On April 2, North Korea unveiled the long awaited successor to its Hwasong-12 “Guam Killer” intermediate range ballistic missile. The test launch of the Hwasong-16B followed years of reports on the testing of associated technologies facilitating a generational leap in performance.
With an estimated range of 4,000-5,000 kilometers, North Korea’s intermediate range missiles – beginning with the Hwasong-10 in the 2000s – have been prized for their ability to strike key U.S. military facilities vital to sustaining the country’s ability to project power across the Pacific. Most notable among these are Andersen Air Force Base and Guam Naval Base, with a 4,300-km range also putting expanding air force facilities on Wake Island within reach. Missile strikes disabling or destroying these facilities would seriously limit U.S. forces’ ability to launch air, naval, or ground assaults against targets in the Western Pacific, making this capability highly attractive for Pyongyang in the context of its decades-long confrontation with Washington.
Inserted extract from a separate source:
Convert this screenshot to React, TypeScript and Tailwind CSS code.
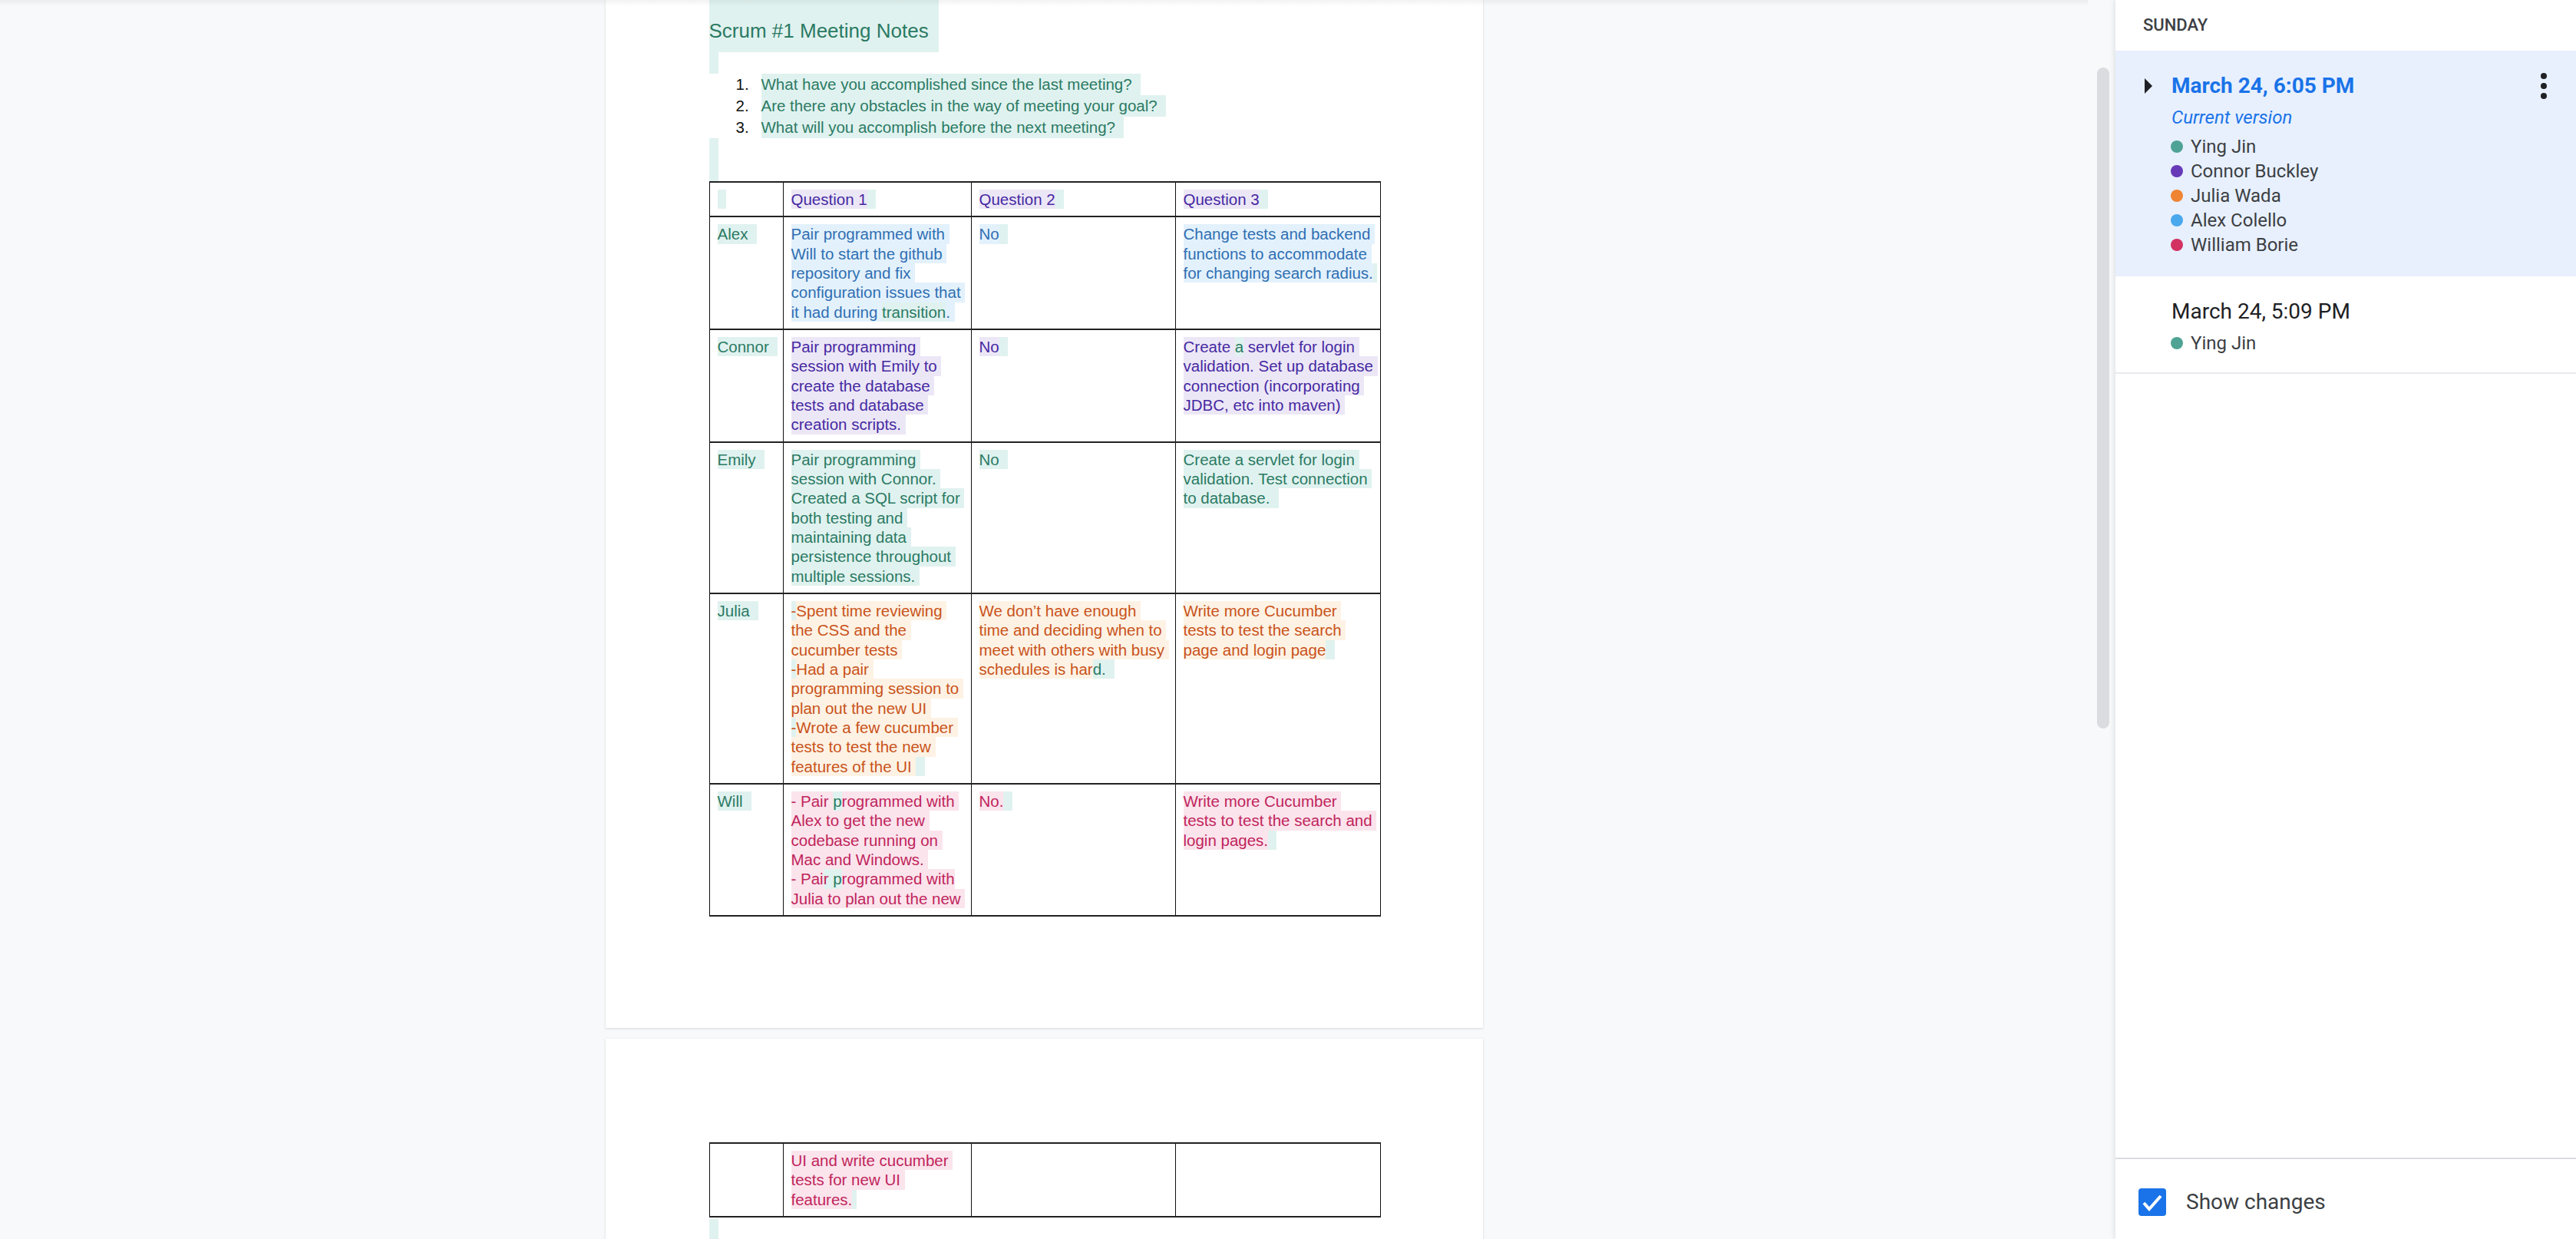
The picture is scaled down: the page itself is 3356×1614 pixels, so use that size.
import { Fragment } from 'react';

// text colour / highlight colour per author
type Key = 'g' | 'b' | 'p' | 'o' | 'r';
type Seg = [string, Key, Key?]; // text, text colour, highlight (defaults to text colour)

const TXT: Record<Key, string> = {
  g: 'text-[#2b7a64]',
  b: 'text-[#2f6fb3]',
  p: 'text-[#4629a2]',
  o: 'text-[#c9521a]',
  r: 'text-[#c0245c]',
};

const BG: Record<Key, string> = {
  g: 'bg-[#e0f2ef]',
  b: 'bg-[#e3f1fc]',
  p: 'bg-[#ece7f6]',
  o: 'bg-[#fdf2e4]',
  r: 'bg-[#fbe4ec]',
};

type Cell = Seg[][];

// one document line, every run keeps its own highlight box
function DocLine({ segs }: { segs: Seg[] }) {
  return (
    <div className="h-[25.33px] leading-[25.33px] whitespace-pre">
      {segs.map(([text, t, b], i) => (
        <span key={i} className={`inline-block leading-[25.33px] ${TXT[t]} ${BG[b ?? t]}`}>
          {text}
        </span>
      ))}
    </div>
  );
}

const header: Cell[] = [
  [[['  ', 'g']]],
  [[['Question 1', 'p'], ['  ', 'g']]],
  [[['Question 2', 'p'], ['  ', 'g']]],
  [[['Question 3', 'p'], ['  ', 'g']]],
];

const rows: Cell[][] = [
  [
    [[['Alex  ', 'g']]],
    [
      [['Pair programmed with ', 'b']],
      [['Will to start the github ', 'b']],
      [['repository and fix ', 'b']],
      [['configuration issues that ', 'b']],
      [['it had during ', 'b'], ['transition', 'g'], ['. ', 'b']],
    ],
    [[['No', 'b'], ['  ', 'g']]],
    [
      [['Change tests and backend ', 'b']],
      [['functions to accommodate ', 'b']],
      [['for changing search radius.', 'b'], [' ', 'g']],
    ],
  ],
  [
    [[['Connor  ', 'g']]],
    [
      [['Pair programming ', 'p']],
      [['session with Emily to ', 'p']],
      [['create the database ', 'p']],
      [['tests and database ', 'p']],
      [['creation scripts. ', 'p']],
    ],
    [[['No', 'p'], ['  ', 'g']]],
    [
      [['Create ', 'p'], ['a', 'g'], [' servlet for login ', 'p']],
      [['validation. Set up database ', 'p']],
      [['connection (incorporating ', 'p']],
      [['JDBC, etc into maven) ', 'p']],
    ],
  ],
  [
    [[['Emily  ', 'g']]],
    [
      [['Pair programming ', 'g']],
      [['session with Connor. ', 'g']],
      [['Created a SQL script for ', 'g']],
      [['both testing and ', 'g']],
      [['maintaining data ', 'g']],
      [['persistence throughout ', 'g']],
      [['multiple sessions. ', 'g']],
    ],
    [[['No  ', 'g']]],
    [
      [['Create a servlet for login ', 'g']],
      [['validation. Test connection ', 'g']],
      [['to database.  ', 'g']],
    ],
  ],
  [
    [[['Julia  ', 'g']]],
    [
      [['-', 'o', 'g'], ['Spent time reviewing ', 'o']],
      [['the CSS and the ', 'o']],
      [['cucumber tests ', 'o']],
      [['-', 'o', 'g'], ['Had a pair ', 'o']],
      [['programming session to ', 'o']],
      [['plan out the new UI ', 'o']],
      [['-', 'o', 'g'], ['Wrote a few cucumber ', 'o']],
      [['tests to test the new ', 'o']],
      [['features of the UI ', 'o'], ['  ', 'g']],
    ],
    [
      [['We don’t have enough ', 'o']],
      [['time and deciding when to ', 'o']],
      [['meet with others with busy ', 'o']],
      [['schedules is har', 'o'], ['d.  ', 'g']],
    ],
    [
      [['Write more Cucumber ', 'o']],
      [['tests to test the search ', 'o']],
      [['page and login page', 'o'], ['  ', 'g']],
    ],
  ],
  [
    [[['Will  ', 'g']]],
    [
      [['- Pair ', 'r'], ['p', 'g'], ['rogrammed with ', 'r']],
      [['Alex to get the new ', 'r']],
      [['codebase running on ', 'r']],
      [['Mac and Windows. ', 'r']],
      [['- Pai', 'r'], ['r ', 'r', 'g'], ['p', 'g'], ['rogrammed with', 'r']],
      [['Julia to plan out the new ', 'r']],
    ],
    [[['No.', 'r'], ['  ', 'g']]],
    [
      [['Write more Cucumber ', 'r']],
      [['tests to test the search and ', 'r']],
      [['login pages.', 'r'], ['  ', 'g']],
    ],
  ],
];

const overflowRow: Cell[] = [
  [],
  [
    [['UI and write cucumber ', 'r']],
    [['tests for new UI ', 'r']],
    [['features.', 'r'], [' ', 'g']],
  ],
  [],
  [],
];

function DocTable({ head, body }: { head?: Cell[]; body: Cell[][] }) {
  const all = head ? [head, ...body] : body;
  return (
    <table className="w-[874px] table-fixed border-collapse">
      <colgroup>
        <col className="w-[96px]" />
        <col className="w-[245px]" />
        <col className="w-[266px]" />
        <col className="w-[267px]" />
      </colgroup>
      <tbody>
        {all.map((row, r) => (
          <tr key={r}>
            {row.map((cell, c) => (
              <td
                key={c}
                className="border-x border-y-2 border-x-[#111] border-y-[#222] px-[10px] pt-[9px] pb-[9px] align-top"
              >
                {cell.map((segs, l) => (
                  <DocLine key={l} segs={segs} />
                ))}
              </td>
            ))}
          </tr>
        ))}
      </tbody>
    </table>
  );
}

const questions = [
  'What have you accomplished since the last meeting?',
  'Are there any obstacles in the way of meeting your goal?',
  'What will you accomplish before the next meeting?',
];

const authors = [
  { name: 'Ying Jin', dot: 'bg-[#4ea394]' },
  { name: 'Connor Buckley', dot: 'bg-[#673ab7]' },
  { name: 'Julia Wada', dot: 'bg-[#ef8433]' },
  { name: 'Alex Colello', dot: 'bg-[#4aa8ec]' },
  { name: 'William Borie', dot: 'bg-[#d33162]' },
];

function Author({ name, dot }: { name: string; dot: string }) {
  return (
    <div className="flex h-[32px] items-center">
      <span className={`mr-[10px] h-4 w-4 rounded-full ${dot}`} />
      <span className="text-[24px] leading-[32px] text-[#3c4043]">{name}</span>
    </div>
  );
}

export default function App() {
  return (
    <div className="flex h-screen w-full overflow-hidden bg-[#f8f9fa]">
      {/* Document */}
      <div className="relative min-w-0 flex-1 overflow-hidden">
        <div className="flex flex-col items-center font-['Liberation_Sans',Arial,sans-serif] text-[20.5px]">
          {/* Page 1 */}
          <div className="h-[1339px] w-[1143px] shrink-0 bg-white pl-[135px] shadow-[0_1px_3px_rgba(60,64,67,0.18)]">
            <div className="h-[68px]">
              <span className="inline-block h-[68px] bg-[#e0f2ef] pt-[26px] pr-[13px] text-[26px] leading-[29px] text-[#2b7a64]">
                Scrum #1 Meeting Notes
              </span>
            </div>
            <div className="h-[28px] w-[12px] bg-[#e0f2ef]" />
            {questions.map((q, i) => (
              <div key={q} className="flex h-[28px] leading-[28px] whitespace-pre">
                <span className="w-[68px] shrink-0 pl-[35px] text-[#111]">{i + 1}.</span>
                <span className="inline-block bg-[#e0f2ef] text-[#2b7a64]">{q + '  '}</span>
              </div>
            ))}
            <div className="h-[56px] w-[12px] bg-[#e0f2ef]" />
            <DocTable head={header} body={rows} />
          </div>

          {/* Page 2 */}
          <div className="mt-[14px] h-[400px] w-[1143px] shrink-0 bg-white pt-[135px] pl-[135px] shadow-[0_1px_3px_rgba(60,64,67,0.18)]">
            <DocTable body={[overflowRow]} />
            <div className="mt-[2px] h-[26px] w-[12px] bg-[#e0f2ef]" />
          </div>
        </div>
        <div className="pointer-events-none absolute inset-x-0 top-0 h-[8px] bg-linear-to-b from-black/5 to-transparent" />
      </div>

      {/* Scrollbar */}
      <div className="w-[36px] shrink-0 pt-[88px] pl-[12px]">
        <div className="h-[861px] w-4 rounded-full bg-[#dadce0]" />
      </div>

      {/* Version history */}
      <aside className="flex w-[600px] shrink-0 flex-col bg-white font-[Roboto,sans-serif] shadow-[-2px_0_6px_rgba(60,64,67,0.12)]">
        <div className="h-[66px] pt-[20px] pl-[36px] text-[22px] leading-[26px] font-medium text-[#3c4043]">
          SUNDAY
        </div>

        <div className="bg-[#e8f0fe] pt-[26px] pb-[25px]">
          <div className="flex h-[40px] items-center">
            <div className="w-[73px] pl-[38px]">
              <svg width="10" height="20" viewBox="0 0 10 20" className="block">
                <polygon points="0,0 10,10 0,20" fill="#202124" />
              </svg>
            </div>
            <span className="flex-1 text-[28px] leading-[40px] font-bold text-[#1a73e8]">
              March 24, 6:05 PM
            </span>
            <svg width="8" height="34" viewBox="0 0 8 34" className="mr-[38px] block">
              <circle cx="4" cy="4" r="4" fill="#202124" />
              <circle cx="4" cy="17" r="4" fill="#202124" />
              <circle cx="4" cy="30" r="4" fill="#202124" />
            </svg>
          </div>
          <div className="mt-[5px] pl-[73px] text-[24px] leading-[32px] text-[#1a73e8] italic">
            Current version
          </div>
          <div className="mt-[6px] pl-[72px]">
            {authors.map((a) => (
              <Author key={a.name} {...a} />
            ))}
          </div>
        </div>

        <div className="border-b-2 border-[#e8eaed] pt-[26px] pb-[22px]">
          <div className="pl-[73px] text-[28px] leading-[40px] text-[#202124]">March 24, 5:09 PM</div>
          <div className="mt-[5px] pl-[72px]">
            <Author {...authors[0]} />
          </div>
        </div>

        <div className="flex-1" />

        <div className="h-[106px] border-t-2 border-[#dadce0] pt-[38px] pl-[30px]">
          <label className="flex items-center">
            <span className="flex h-[36px] w-[36px] items-center justify-center rounded-[4px] bg-[#1a73e8]">
              <svg width="36" height="36" viewBox="0 0 36 36">
                <path d="M7 19 L14 27 L29 10" fill="none" stroke="#fff" strokeWidth="4" />
              </svg>
            </span>
            <span className="ml-[26px] text-[28px] leading-[36px] text-[#3c4043]">Show changes</span>
          </label>
        </div>
      </aside>
    </div>
  );
}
The importance of facilities on Guam in particular has been highlighted by the central role that they have had in multiple standoffs with both North Korea and China, as well as by the tremendous investments the United States is planning to expand missile defenses on the territory. This significance was highlighted by North Korean leader Kim Jong Un during ground testing of solid-fueled engines for a new intermediate range missile, likely the Hwasong-16B, in March specifically to target such facilities.
The “military strategic value of this weapon system is appreciated as important as ICBM [intercontinental ballistic missiles] from the security environment of our state and the operational demand of the People’s Army, and the enemies know better about it,” he stated at the time.
The Hwasong-16B improves on its predecessor in two fundamental ways. The first is the use of a solid fuel composite, mirroring developments seen across the Korean People’s Army’s arsenals. The use of solid fuel allows missiles to be stored fully fueled and thereby cuts the time required to prepare for launch to a fraction of that of liquid-fueled missiles. This is particularly important since mobile transporter erector launchers carrying the country’s ballistic missiles are expected to be priority targets for U.S. and allied air attacks in wartime, and are at their most vulnerable when stationary in open ground preparing for launch.
While solid-fueled ballistic missiles have been fielded for decades abroad, including on intermediate range ballistic missiles such as the Chinese DF-26, the Hwasong-16B’s second major improvement over its predecessor is far more revolutionary: namely the integration of a hypersonic glide vehicle (HGV).
North Korea first test-launched an HGV in September 2021. Now North Korea has become the first country in the world to operationalize an HGV on an intermediate range missile. Although China and Russia both currently field HGVs, these have been deployed exclusively from medium range ballistic and cruise missiles, such as the Chinese DF-17, and from intercontinental range ballistic missiles, such as the Russian RS-28 Sarmat.
Hypersonic glide vehicles are capable of maneuvering in both pitch and course, including lateral maneuvers far outside the atmosphere. This maneuverability, combined with speeds of over Mach 10 even in their terminal stages, and for longer ranged vehicles well over Mach 20, poses serious difficulties for enemy air defenses. The fielding of a missile like the Hwasong-16B is a potential game changer for regional security, not only because it places a very wide area of the Pacific with reach of strikes that leave little warning time and are near impossible to intercept, but also because it has the potential to accelerate the proliferation of similar assets in the region.
Since its withdrawal from the Intermediate Range Nuclear Forces Treaty in 2019, the United States has been expected to deploy medium and intermediate range surface to surface ballistic and/or cruise missiles in East Asia. With the bilateral treaty between Washington and Moscow having prevented the United States from deploying such missile systems itself, China and North Korea’s growing missile capabilities were widely considered to have been a primary factor in the U.S. decision to withdraw – thus allowing it to match their assets with its own comparable ones.
In a similar vein, North Korea’s introduction of the world’s first intermediate range HGV has the potential to increase U.S. interest in fielding comparable assets in the Pacific, which could in turn lead China to do the same. While China has already demonstrated mastery of the required technologies, it may have initially refrained from operationalizing them on an intermediate range missile, or at least doing so openly, in order to avoid an escalated arms race with the United States.
While the Hwasong-16B’s introduction is a very significant development in and of itself, and throws the viability of the United States’ unprecedented missile defense buildup on Guam into serious question, its potential broader implications for regional security remain far greater. With China having raised growing concerns regarding U.S. plans to deploy missile launchers with previously prohibited range in the mid and western Pacific, escalation of the missile race with HGVs could be considerably more concerning still for Beijing. Such glide vehicles can also notably be used for anti-shipping purposes, as demonstrated by China with its medium range DF-17, providing a significant incentive to the U.S. to pursue development as an asymmetric response to the increasingly unfavorable balance of power at sea.
Ultimately while Washington’s withdrawal from the INF Treaty was a major turning point for the potential deployment of missile forces in East Asia, the Hwasong-16B has set a new bar with its capabilities, which the world’s two preeminent military powers may well now be more inclined to match.